WHAT THE TASK ASKS
Extract each line containing the string "React".
++++ SUPPLIED INFORMATION ++++
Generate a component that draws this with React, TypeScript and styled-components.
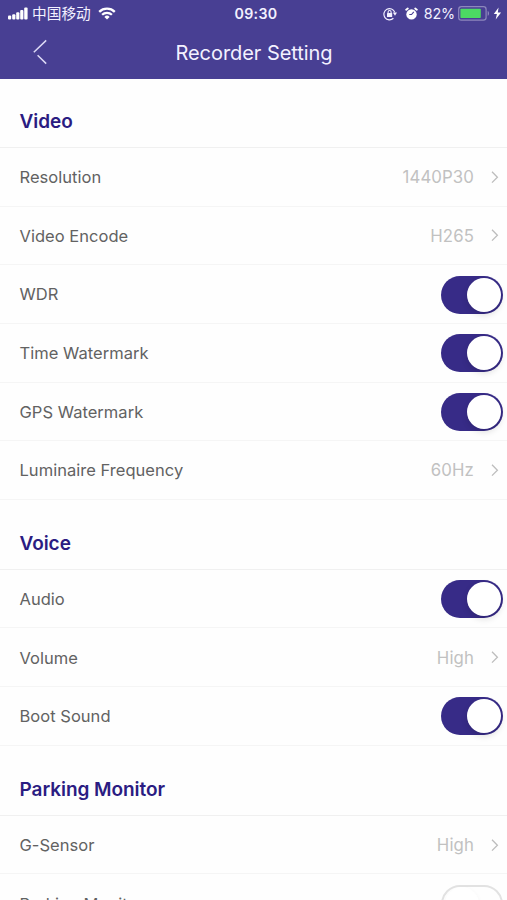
import React from "react";
import styled, { createGlobalStyle } from "styled-components";

const Global = createGlobalStyle`
  *, *::before, *::after { box-sizing: border-box; }
  html, body { margin: 0; height: 100%; overflow: hidden; background: #fefefe; }
  body { font-family: Inter, "Noto Sans CJK SC", sans-serif; }
`;

const Screen = styled.div`
  height: 900px;
  overflow: hidden;
  background: #fefefe;
`;

const Header = styled.header`
  height: 79px;
  background: #483f93;
  color: #f3f1ff;
`;

const StatusBar = styled.div`
  display: grid;
  grid-template-columns: 1fr auto 1fr;
  align-items: center;
  height: 27px;
  padding: 0 5px 0 8px;
`;

const StatusGroup = styled.div<{ $end?: boolean }>`
  display: flex;
  align-items: center;
  justify-content: ${(p) => (p.$end ? "flex-end" : "flex-start")};
  svg { display: block; flex: none; }
`;

const Carrier = styled.span`
  margin: -1px 7px 1px 4px;
  font: 400 14.7px/20px "Noto Sans CJK SC", sans-serif;
`;

const Clock = styled.time`
  padding-left: 2px;
  font-size: 14.2px;
  font-weight: 600;
  line-height: 20px;
  letter-spacing: 0.3px;
`;

const Percent = styled.span`
  margin: 0 3px 0 6px;
  font-size: 14.3px;
  line-height: 20px;
  letter-spacing: -0.1px;
`;

const StatusIcons = styled.span`
  display: flex;
  align-items: center;
  gap: 8px;
`;

const Power = styled.span`
  display: flex;
  align-items: center;
  gap: 3px;
`;

const NavBar = styled.div`
  display: grid;
  grid-template-columns: 80px 1fr 80px;
  align-items: center;
  height: 52px;
`;

const BackButton = styled.button`
  display: flex;
  width: 48px;
  height: 44px;
  padding: 8px 0 0 33px;
  border: 0;
  background: none;
  color: #dcd9f5;
`;

const Title = styled.h1`
  margin: 0;
  padding-left: 1px;
  text-align: center;
  font-size: 20px;
  font-weight: 400;
  line-height: 28px;
  letter-spacing: -0.05px;
`;

const SectionTitle = styled.h2<{ $first?: boolean }>`
  display: flex;
  align-items: center;
  height: ${(p) => (p.$first ? 69 : 70)}px;
  margin: 0;
  padding: ${(p) => (p.$first ? 18 : 19)}px 19.5px 0;
  border-bottom: 1.5px solid #f0f0f0;
  color: #2b1c82;
  font-size: 19px;
  font-weight: 600;
  line-height: 24px;
  letter-spacing: -0.05px;
`;

const Row = styled.div`
  display: flex;
  align-items: center;
  height: 58.65px;
  padding-left: 19.5px;
  border-bottom: 1.5px solid #f5f5f5;
`;

const Label = styled.span`
  flex: 1;
  padding-top: 0.6px;
  color: #626262;
  font-size: 16.5px;
  line-height: 24px;
  letter-spacing: 0.03px;
`;

const Value = styled.span`
  margin-right: 16px;
  padding-top: 0.6px;
  color: #c1c1c1;
  font-size: 16.8px;
  line-height: 24px;
  letter-spacing: 0.1px;
`;

const Chevron = styled.svg`
  display: block;
  width: 10px;
  height: 14px;
  margin-right: 7px;
`;

const Switch = styled.button<{ $on: boolean }>`
  display: flex;
  justify-content: ${(p) => (p.$on ? "flex-end" : "flex-start")};
  align-items: center;
  width: 62px;
  height: 38px;
  margin: 1px 4px 0 0;
  padding: 0 2px;
  border: ${(p) => (p.$on ? "0" : "2px solid #e2e2e2")};
  border-radius: 20px;
  background: ${(p) => (p.$on ? "#372b87" : "#fefefe")};
`;

const Knob = styled.span<{ $on: boolean }>`
  width: 34px;
  height: 34px;
  border-radius: 50%;
  background: #fff;
  box-shadow: ${(p) => (p.$on ? "0 3px 6px rgba(0,0,0,.13)" : "0 2px 5px rgba(0,0,0,.05)")};
`;

type Item = { label: string; value?: string; on?: boolean };

const sections: { title: string; items: Item[] }[] = [
  {
    title: "Video",
    items: [
      { label: "Resolution", value: "1440P30" },
      { label: "Video Encode", value: "H265" },
      { label: "WDR", on: true },
      { label: "Time Watermark", on: true },
      { label: "GPS Watermark", on: true },
      { label: "Luminaire Frequency", value: "60Hz" },
    ],
  },
  {
    title: "Voice",
    items: [
      { label: "Audio", on: true },
      { label: "Volume", value: "High" },
      { label: "Boot Sound", on: true },
    ],
  },
  {
    title: "Parking Monitor",
    items: [
      { label: "G-Sensor", value: "High" },
      { label: "Parking Monitor", on: false },
    ],
  },
];

const SignalIcon = () => (
  <svg width="20" height="13" viewBox="0 0 20 13" fill="#fff">
    <rect x="0" y="8.5" width="3.2" height="4" rx="1" />
    <rect x="4.2" y="7.2" width="3.2" height="5.3" rx="1" />
    <rect x="8.2" y="5.3" width="3.2" height="7.2" rx="1" />
    <rect x="12.2" y="3" width="3.2" height="9.5" rx="1" />
    <rect x="16.2" y="0.5" width="3.4" height="12" rx="1" />
  </svg>
);

const WifiIcon = () => (
  <svg width="18" height="13" viewBox="0 0 18 13" fill="none" stroke="#fff" strokeWidth="2.3">
    <path d="M1.2 4.8a11.2 11.2 0 0 1 15.6 0" />
    <path d="M4.1 7.8a7 7 0 0 1 9.8 0" />
    <path d="M9 12.5 6.4 9.9a3.7 3.7 0 0 1 5.2 0z" fill="#fff" stroke="none" />
  </svg>
);

const RotationLockIcon = () => (
  <svg width="14" height="14" viewBox="0 0 14 14" fill="none" stroke="#f3f1ff">
    <path d="M10.4 11.3A5.6 5.6 0 1 1 11.8 5.4" strokeWidth="1.2" />
    <path d="M9.8 5.6h4.2l-2 3.2z" fill="#f3f1ff" stroke="none" />
    <rect x="4" y="6" width="5.2" height="4" rx=".5" fill="#f3f1ff" stroke="none" />
    <path d="M5.1 6.3V5a1.5 1.5 0 0 1 3 0v1.3" strokeWidth="1.1" />
  </svg>
);

const AlarmIcon = () => (
  <svg width="13" height="14" viewBox="0 0 13 14" fill="none">
    <circle cx="6.5" cy="7.4" r="5.2" fill="#fff" />
    <path d="m1.2 2.7 1.6-1.2M11.8 2.7l-1.6-1.2" stroke="#fff" strokeWidth="1.9" strokeLinecap="round" />
    <path d="M8.8 4.9 6.5 7.5H4.3" stroke="#483f93" strokeWidth="1.1" />
  </svg>
);

const BatteryIcon = () => (
  <svg width="32" height="15" viewBox="0 0 32 15" fill="none">
    <rect x=".7" y=".7" width="27.4" height="13.4" rx="2.7" stroke="#8d87bd" strokeWidth="1.2" />
    <rect x="2.4" y="2.7" width="20.4" height="9.4" rx=".8" fill="#4cda63" />
    <path d="M29.7 5c1.8.5 1.8 4.3 0 4.8z" fill="#8d87bd" />
  </svg>
);

const BoltIcon = () => (
  <svg width="9" height="13" viewBox="0 0 9 13" fill="#fff">
    <path d="M5.6.6.8 7h3.1l-1.2 5.5L8.1 5.4H4.8z" />
  </svg>
);

export default function App() {
  return (
    <>
      <Global />
      <Screen>
        <Header>
          <StatusBar>
            <StatusGroup>
              <SignalIcon />
              <Carrier>中国移动</Carrier>
              <WifiIcon />
            </StatusGroup>
            <Clock>09:30</Clock>
            <StatusGroup $end>
              <StatusIcons>
                <RotationLockIcon />
                <AlarmIcon />
              </StatusIcons>
              <Percent>82%</Percent>
              <Power>
                <BatteryIcon />
                <BoltIcon />
              </Power>
            </StatusGroup>
          </StatusBar>
          <NavBar>
            <BackButton aria-label="Back">
              <svg width="15" height="27" viewBox="0 0 15 27" fill="none" stroke="currentColor" strokeWidth="1.5">
                <path d="M13.2 1.4.8 13.2M4.6 16.2l8.6 8.4" />
              </svg>
            </BackButton>
            <Title>Recorder Setting</Title>
          </NavBar>
        </Header>
        {sections.map((section, index) => (
          <section key={section.title}>
            <SectionTitle $first={index === 0}>{section.title}</SectionTitle>
            {section.items.map((item) => (
              <Row key={item.label}>
                <Label>{item.label}</Label>
                {item.value !== undefined ? (
                  <>
                    <Value>{item.value}</Value>
                    <Chevron viewBox="0 0 10 14" fill="none" stroke="#bdbdbd" strokeWidth="1.3">
                      <path d="m2 1.8 5.4 5.4L2 12.6" />
                    </Chevron>
                  </>
                ) : (
                  <Switch $on={!!item.on} role="switch" aria-checked={!!item.on} aria-label={item.label}>
                    <Knob $on={!!item.on} />
                  </Switch>
                )}
              </Row>
            ))}
          </section>
        ))}
      </Screen>
    </>
  );
}
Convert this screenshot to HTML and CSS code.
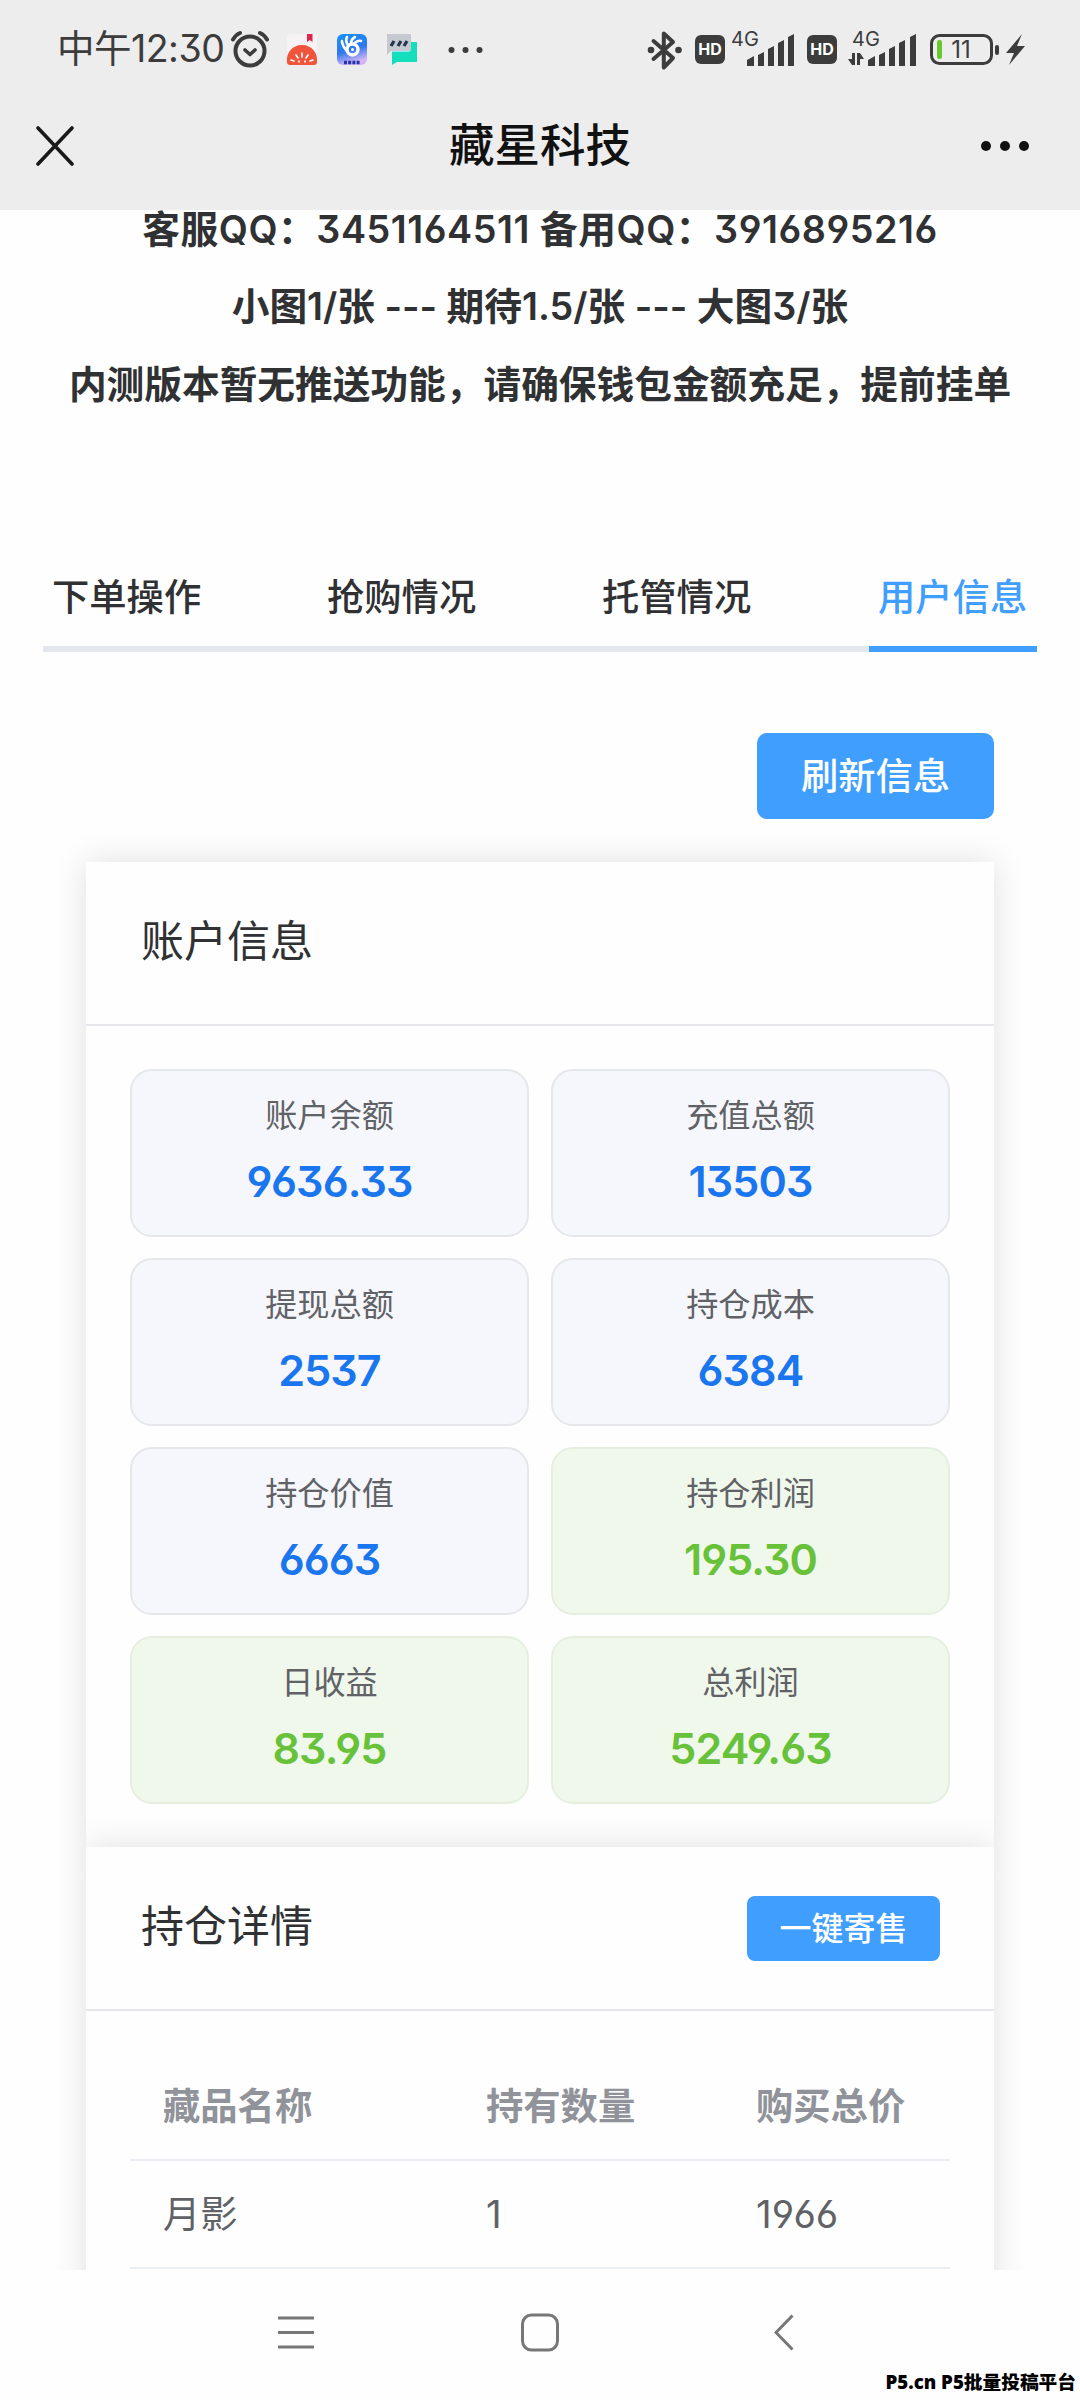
FILE: index.html
```html
<!DOCTYPE html>
<html lang="zh-CN">
<head>
<meta charset="utf-8">
<title>藏星科技</title>
<link rel="stylesheet" href="styles.css">
</head>
<body>
<div class="phone">
  <header class="top">
    <div class="status">
      <span class="clock">中午12:30</span>
      <svg class="status-left" width="260" height="60" viewBox="0 0 260 60">
        <g fill="none" stroke="#3c3c3c" stroke-linecap="round">
          <circle cx="20" cy="32" r="14.5" stroke-width="4"/>
          <path d="M15 31l5 4.500 5-4.500" stroke-width="3.600" stroke-linejoin="round"/>
          <path d="M3 20.500Q6 15.500 10 14M37 20.500Q34 15.500 30 14" stroke-width="4"/>
        </g>
        <rect x="57" y="15" width="30" height="31" rx="4" fill="#f7f3f4"/>
        <path d="M77 15h5.500v8l-2.750-2-2.750 2z" fill="#e0234e"/>
        <path d="M57 43c-1-9 5-17 15-17s16 8 15 17q0 3-3 3H60q-3 0-3-3z" fill="#f0553c"/>
        <path d="M72 34v4M66 36l2 3M78 36l-2 3M61 41l3 1M83 41l-3 1M69 42v1M75 42v1" stroke="#fff" stroke-width="1.600" stroke-linecap="round"/>
        <defs><linearGradient id="sky" x1="0" y1="0" x2=".3" y2="1"><stop offset="0" stop-color="#1592f5"/><stop offset=".6" stop-color="#2f78ee"/><stop offset="1" stop-color="#d3b4f7"/></linearGradient></defs>
        <rect x="107" y="15" width="30" height="31" rx="6" fill="url(#sky)"/>
        <circle cx="122.500" cy="30.500" r="5.500" fill="none" stroke="#fff" stroke-width="3.400"/>
        <path d="M116 31q-4-5-4-9M118 26q-3-4-1-8M121 25q0-5 4-7M124 25q3-4 7-3" fill="none" stroke="#fff" stroke-width="2.600" stroke-linecap="round"/>
        <circle cx="122.500" cy="30.500" r="1.500" fill="#fff"/>
        <path d="M114 43.500h16" stroke="#2733a8" stroke-width="3.500" stroke-dasharray="3 1.200"/>
        <path d="M157 15h24v17h-20l-4 4z" fill="#c6c9cf"/>
        <path d="M164 22l-3 5M171 22l-3 5M177 22l-3 5" stroke="#23374d" stroke-width="3.200"/>
        <path d="M187 23v20h-20l-5 3V33h15q4 0 4-4v-6z" fill="#14dfbd"/>
        <path d="M181 23v6q0 4-4 4h-15v-1h19z" fill="#8be9ef"/>
        <g fill="#3c3c3c"><circle cx="221.500" cy="31" r="3"/><circle cx="235.500" cy="31" r="3"/><circle cx="249.500" cy="31" r="3"/></g>
      </svg>
      <svg class="status-right" width="390" height="60" viewBox="0 0 390 60">
        <path d="M13.500 22L33 39 23.800 48.500V14.500L33 23 13.500 40" fill="none" stroke="#3c3c3c" stroke-width="4" stroke-linejoin="round" stroke-linecap="round"/>
        <g fill="#3c3c3c">
          <circle cx="11" cy="31" r="3.300"/><circle cx="38.500" cy="31" r="3.300"/>
          <rect x="55" y="16" width="30" height="29" rx="6"/>
          <path d="M107 41l7-4v10h-7zM118 36l6-3v14h-6zM128 30l6-3v20h-6zM138 24l6-3v26h-6zM148 18l6-3v32h-6z"/>
          <rect x="167" y="16" width="30" height="29" rx="6"/>
          <path d="M228 41l7-4v10h-7zM239 36l6-3v14h-6zM249 30l6-3v20h-6zM259 24l6-3v26h-6zM270 18l6-3v32h-6z"/>
          <path d="M215 34v12h-3l-4-6h4v-6zM217 46V34h3l4 6h-4v6z"/>
          <rect x="355" y="26" width="4" height="10" rx="2"/>
          <path d="M382 15l-16 19h8l-5 12 16-19h-8z"/>
        </g>
        <rect x="291.500" y="16.500" width="60" height="28" rx="8" fill="none" stroke="#3c3c3c" stroke-width="3"/>
        <rect x="297" y="21" width="5" height="19" rx="2" fill="#68c92e"/>
        <g class="badge"><text x="70" y="36">HD</text><text x="182" y="36">HD</text></g>
        <g class="net"><text x="91" y="27">4G</text><text x="212" y="27">4G</text></g>
        <text class="level" x="321" y="39">11</text>
      </svg>
    </div>
    <div class="titlebar">
      <svg width="38" height="40" viewBox="0 0 38 40"><path d="M2 2l34 36M36 2L2 38" stroke="#191919" stroke-width="3.600" stroke-linecap="round"/></svg>
      <h1>藏星科技</h1>
      <svg width="50" height="12" viewBox="0 0 50 12" fill="#111"><circle cx="6" cy="6" r="5"/><circle cx="25" cy="6" r="5"/><circle cx="44" cy="6" r="5"/></svg>
    </div>
  </header>
  <main class="content">
    <div class="notice">
      <p class="qq">客服QQ：3451164511 备用QQ：3916895216</p>
      <p class="price">小图1/张 --- 期待1.5/张 --- 大图3/张</p>
      <p class="hint">内测版本暂无推送功能，请确保钱包金额充足，提前挂单</p>
    </div>
    <nav class="tabs">
      <span>下单操作</span><span>抢购情况</span><span>托管情况</span><span class="active">用户信息</span>
    </nav>
    <div class="actions"><button class="refresh">刷新信息</button></div>
    <section class="card account">
      <div class="card-head"><h2>账户信息</h2></div>
      <div class="stats">
        <div class="stat"><span>账户余额</span><b>9636.33</b></div>
        <div class="stat"><span>充值总额</span><b>13503</b></div>
        <div class="stat"><span>提现总额</span><b>2537</b></div>
        <div class="stat"><span>持仓成本</span><b>6384</b></div>
        <div class="stat"><span>持仓价值</span><b>6663</b></div>
        <div class="stat gain"><span>持仓利润</span><b>195.30</b></div>
        <div class="stat gain"><span>日收益</span><b>83.95</b></div>
        <div class="stat gain"><span>总利润</span><b>5249.63</b></div>
      </div>
    </section>
    <section class="card holdings">
      <div class="card-head"><h2>持仓详情</h2><button class="sell">一键寄售</button></div>
      <div class="table">
        <div class="row head"><span>藏品名称</span><span>持有数量</span><span>购买总价</span></div>
        <div class="row"><span>月影</span><span class="num">1</span><span class="num">1966</span></div>
      </div>
    </section>
  </main>
  <footer class="navbar">
    <svg width="38" height="40" viewBox="0 0 38 40"><path d="M1 6h36M1 20.500h36M1 35h36" stroke="#777" stroke-width="3"/></svg>
    <svg width="38" height="40" viewBox="0 0 38 40"><rect x="1.500" y="3" width="35" height="35" rx="9" fill="none" stroke="#777" stroke-width="3"/></svg>
    <svg width="20" height="40" viewBox="0 0 20 40"><path d="M18.500 3.500L2 20.500l16.500 17" fill="none" stroke="#777" stroke-width="3"/></svg>
    <span class="watermark">P5.cn P5批量投稿平台</span>
  </footer>
</div>
</body>
</html>
```
FILE: styles.css
```css
* { box-sizing: border-box; margin: 0; padding: 0; }
body {
  font-family: Inter, "Noto Sans CJK SC", sans-serif;
  font-feature-settings: "cv03", "cv04", "cv09";
  background: #fefefe;
  color: #303133;
}
.phone { width: 1080px; height: 2400px; display: flex; flex-direction: column; overflow: hidden; }

.top { height: 210px; flex: none; background: #ededed; }
.status { height: 98px; display: flex; align-items: center; padding: 0 50px 0 57px; }
.clock { width: 173px; font-size: 37.500px; line-height: 60px; letter-spacing: -.5px; color: #3c3c3c; white-space: nowrap; }
.status-left { flex: none; }
.status-right { flex: none; margin: 0 0 0 auto; }
.badge { font: 700 16px Inter, sans-serif; fill: #fff; text-anchor: middle; }
.net { font: 400 20px Inter, sans-serif; fill: #3c3c3c; }
.level { font: 400 24px Inter, sans-serif; fill: #3c3c3c; text-anchor: middle; }
.titlebar { height: 96px; display: grid; grid-template-columns: 50px 1fr 50px; align-items: center; padding: 0 50px 0 36px; }
.titlebar h1 { font-size: 45.500px; font-weight: 500; line-height: 60px; color: #111; text-align: center; padding-left: 14px; }

.content { height: 2060px; flex: none; overflow: hidden; }
.notice { height: 350px; text-align: center; font-size: 37.700px; font-weight: 600; white-space: nowrap; }
.notice p { line-height: 77.800px; }
.notice .qq { line-height: 39px; padding-bottom: 19px; letter-spacing: .550px; }

.tabs { margin: 0 43px; height: 92px; display: grid; grid-template-columns: 275px 275px 276px 168px; border-bottom: 6px solid #e4e7ed; font-size: 37.300px; font-weight: 500; line-height: 75px; }
.tabs span { padding-left: 9px; height: 92px; }
.tabs .active { color: #409eff; border-bottom: 6px solid #409eff; }

.actions { display: flex; justify-content: flex-end; padding: 81px 86px 43px 0; }
button { border: 0; background: #409eff; color: #fff; font-family: inherit; font-weight: 500; }
.refresh { width: 237px; height: 86px; border-radius: 10px; font-size: 37.300px; padding-bottom: 5px; }

.card { margin: 0 86px; background: #fefefe; box-shadow: 0 0 33px rgba(0, 0, 0, .12); position: relative; }
.card-head { height: 164px; border-bottom: 2px solid #e4e6ea; padding: 0 54px 0 55px; display: flex; align-items: center; justify-content: space-between; }
.card-head h2 { font-size: 43px; font-weight: 400; line-height: 60px; padding-bottom: 4px; }
.account { height: 985px; }
.stats { padding: 43px 44px; display: grid; grid-template-columns: 1fr 1fr; gap: 21px 22px; }
.stat { height: 168px; border: 2px solid #e6e7ea; border-radius: 22px; background: #f6f7fc; display: flex; flex-direction: column; align-items: center; padding-top: 22px; }
.stat span { font-size: 32.200px; line-height: 46px; color: #606266; }
.stat b { font-size: 43px; font-weight: 600; line-height: 60px; margin-top: 12px; letter-spacing: -.9px; color: #1a76ee; }
.gain { background: #f0f8ec; border-color: #e4efe0; }
.stat.gain b { color: #67c23a; }

.holdings { height: 600px; }
.sell { width: 193px; height: 65px; border-radius: 8px; font-size: 32px; padding-bottom: 4px; }
.table { padding: 42px 44px; }
.row { height: 108px; display: grid; grid-template-columns: 323px 270px 1fr; align-items: center; padding: 0 0 5px 33px; border-bottom: 2px solid #ebeef2; font-size: 37.300px; color: #606266; }
.row .num { font-size: 38.500px; padding-top: 4px; }
.head { font-weight: 600; color: #909399; }

.navbar { height: 130px; position: relative; background: #fefefe; display: grid; grid-template-columns: 244px 253px 20px; align-items: start; padding: 42px 0 0 277px; }
.watermark { position: absolute; right: 4px; bottom: 4px; font-family: "Open Sans", "Noto Sans CJK SC", sans-serif; font-size: 18.700px; font-weight: 900; line-height: 28px; color: #000; white-space: nowrap; }
```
++++
RESPONSE TO THE TASK
Generate a component that draws this with React, TypeScript and styled-components.
import React from "react";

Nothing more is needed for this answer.